▶ [Instructions to follow]
All of the data should be output character for character, except the pictures.

#####

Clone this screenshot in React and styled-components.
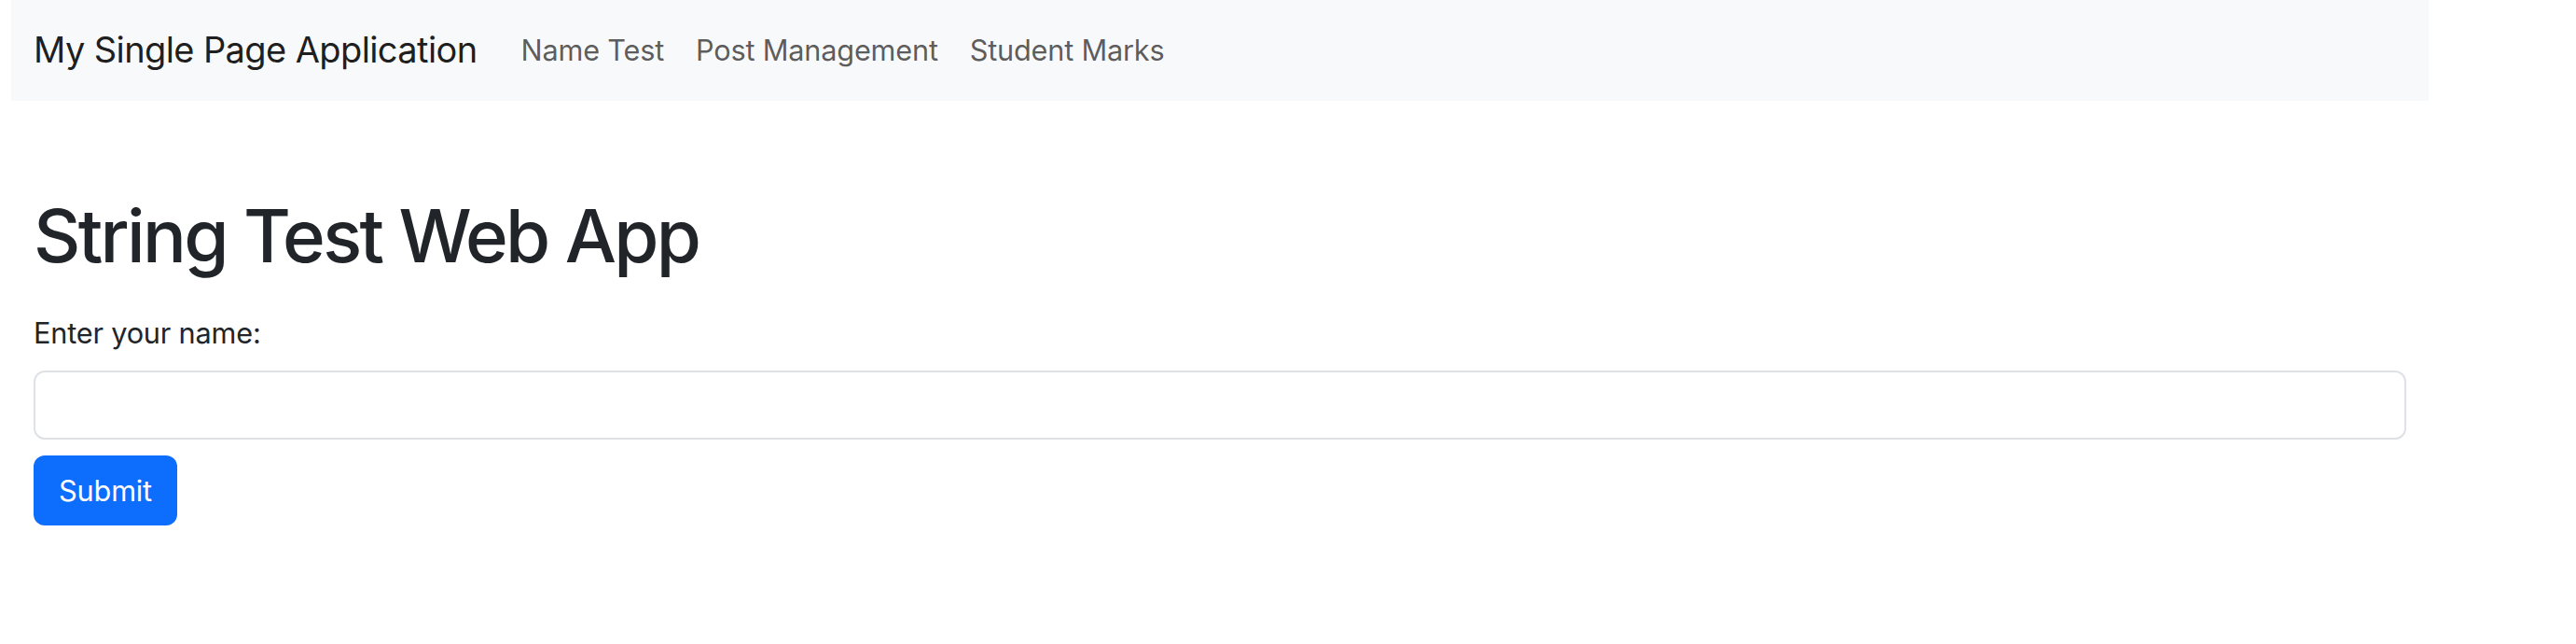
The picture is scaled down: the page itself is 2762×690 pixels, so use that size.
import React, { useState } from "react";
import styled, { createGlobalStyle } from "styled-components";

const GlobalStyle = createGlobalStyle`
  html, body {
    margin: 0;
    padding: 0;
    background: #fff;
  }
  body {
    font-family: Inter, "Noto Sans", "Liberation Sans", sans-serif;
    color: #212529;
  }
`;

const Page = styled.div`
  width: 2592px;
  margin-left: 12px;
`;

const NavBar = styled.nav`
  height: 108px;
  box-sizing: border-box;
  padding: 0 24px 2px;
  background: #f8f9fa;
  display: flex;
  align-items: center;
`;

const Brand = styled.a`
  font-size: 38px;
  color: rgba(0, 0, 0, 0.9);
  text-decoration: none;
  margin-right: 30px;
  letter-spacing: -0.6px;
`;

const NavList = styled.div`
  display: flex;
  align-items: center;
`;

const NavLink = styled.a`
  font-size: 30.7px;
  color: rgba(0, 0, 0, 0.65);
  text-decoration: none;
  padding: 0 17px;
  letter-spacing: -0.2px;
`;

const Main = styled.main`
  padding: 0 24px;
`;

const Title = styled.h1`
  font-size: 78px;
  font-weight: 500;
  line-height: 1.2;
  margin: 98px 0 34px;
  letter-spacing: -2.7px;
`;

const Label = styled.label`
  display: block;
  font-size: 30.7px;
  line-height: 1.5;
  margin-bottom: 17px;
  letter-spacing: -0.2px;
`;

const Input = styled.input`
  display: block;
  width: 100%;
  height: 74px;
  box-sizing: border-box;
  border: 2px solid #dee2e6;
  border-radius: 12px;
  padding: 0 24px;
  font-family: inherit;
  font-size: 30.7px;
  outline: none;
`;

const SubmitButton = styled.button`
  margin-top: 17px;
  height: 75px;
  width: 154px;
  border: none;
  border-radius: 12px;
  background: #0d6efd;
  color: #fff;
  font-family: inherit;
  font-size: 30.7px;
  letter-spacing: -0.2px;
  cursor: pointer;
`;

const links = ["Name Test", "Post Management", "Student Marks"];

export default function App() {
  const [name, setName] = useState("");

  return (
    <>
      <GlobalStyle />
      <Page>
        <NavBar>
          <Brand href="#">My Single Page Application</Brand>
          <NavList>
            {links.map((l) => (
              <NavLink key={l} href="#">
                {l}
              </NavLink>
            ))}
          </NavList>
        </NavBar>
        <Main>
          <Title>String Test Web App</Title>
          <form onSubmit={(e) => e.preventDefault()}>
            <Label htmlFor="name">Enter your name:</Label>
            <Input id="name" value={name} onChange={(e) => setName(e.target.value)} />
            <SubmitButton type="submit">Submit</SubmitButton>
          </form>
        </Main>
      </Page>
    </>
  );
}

#####

▶ [Response to this task]
Clone this screenshot in React and styled-components.
The picture is scaled down: the page itself is 2762×690 pixels, so use that size.
import React, { useState } from "react";
import styled, { createGlobalStyle } from "styled-components";

const GlobalStyle = createGlobalStyle`
  html, body {
    margin: 0;
    padding: 0;
    background: #fff;
  }
  body {
    font-family: Inter, "Noto Sans", "Liberation Sans", sans-serif;
    color: #212529;
  }
`;

const Page = styled.div`
  width: 2592px;
  margin-left: 12px;
`;

const NavBar = styled.nav`
  height: 108px;
  box-sizing: border-box;
  padding: 0 24px 2px;
  background: #f8f9fa;
  display: flex;
  align-items: center;
`;

const Brand = styled.a`
  font-size: 38px;
  color: rgba(0, 0, 0, 0.9);
  text-decoration: none;
  margin-right: 30px;
  letter-spacing: -0.6px;
`;

const NavList = styled.div`
  display: flex;
  align-items: center;
`;

const NavLink = styled.a`
  font-size: 30.7px;
  color: rgba(0, 0, 0, 0.65);
  text-decoration: none;
  padding: 0 17px;
  letter-spacing: -0.2px;
`;

const Main = styled.main`
  padding: 0 24px;
`;

const Title = styled.h1`
  font-size: 78px;
  font-weight: 500;
  line-height: 1.2;
  margin: 98px 0 34px;
  letter-spacing: -2.7px;
`;

const Label = styled.label`
  display: block;
  font-size: 30.7px;
  line-height: 1.5;
  margin-bottom: 17px;
  letter-spacing: -0.2px;
`;

const Input = styled.input`
  display: block;
  width: 100%;
  height: 74px;
  box-sizing: border-box;
  border: 2px solid #dee2e6;
  border-radius: 12px;
  padding: 0 24px;
  font-family: inherit;
  font-size: 30.7px;
  outline: none;
`;

const SubmitButton = styled.button`
  margin-top: 17px;
  height: 75px;
  width: 154px;
  border: none;
  border-radius: 12px;
  background: #0d6efd;
  color: #fff;
  font-family: inherit;
  font-size: 30.7px;
  letter-spacing: -0.2px;
  cursor: pointer;
`;

const links = ["Name Test", "Post Management", "Student Marks"];

export default function App() {
  const [name, setName] = useState("");

  return (
    <>
      <GlobalStyle />
      <Page>
        <NavBar>
          <Brand href="#">My Single Page Application</Brand>
          <NavList>
            {links.map((l) => (
              <NavLink key={l} href="#">
                {l}
              </NavLink>
            ))}
          </NavList>
        </NavBar>
        <Main>
          <Title>String Test Web App</Title>
          <form onSubmit={(e) => e.preventDefault()}>
            <Label htmlFor="name">Enter your name:</Label>
            <Input id="name" value={name} onChange={(e) => setName(e.target.value)} />
            <SubmitButton type="submit">Submit</SubmitButton>
          </form>
        </Main>
      </Page>
    </>
  );
}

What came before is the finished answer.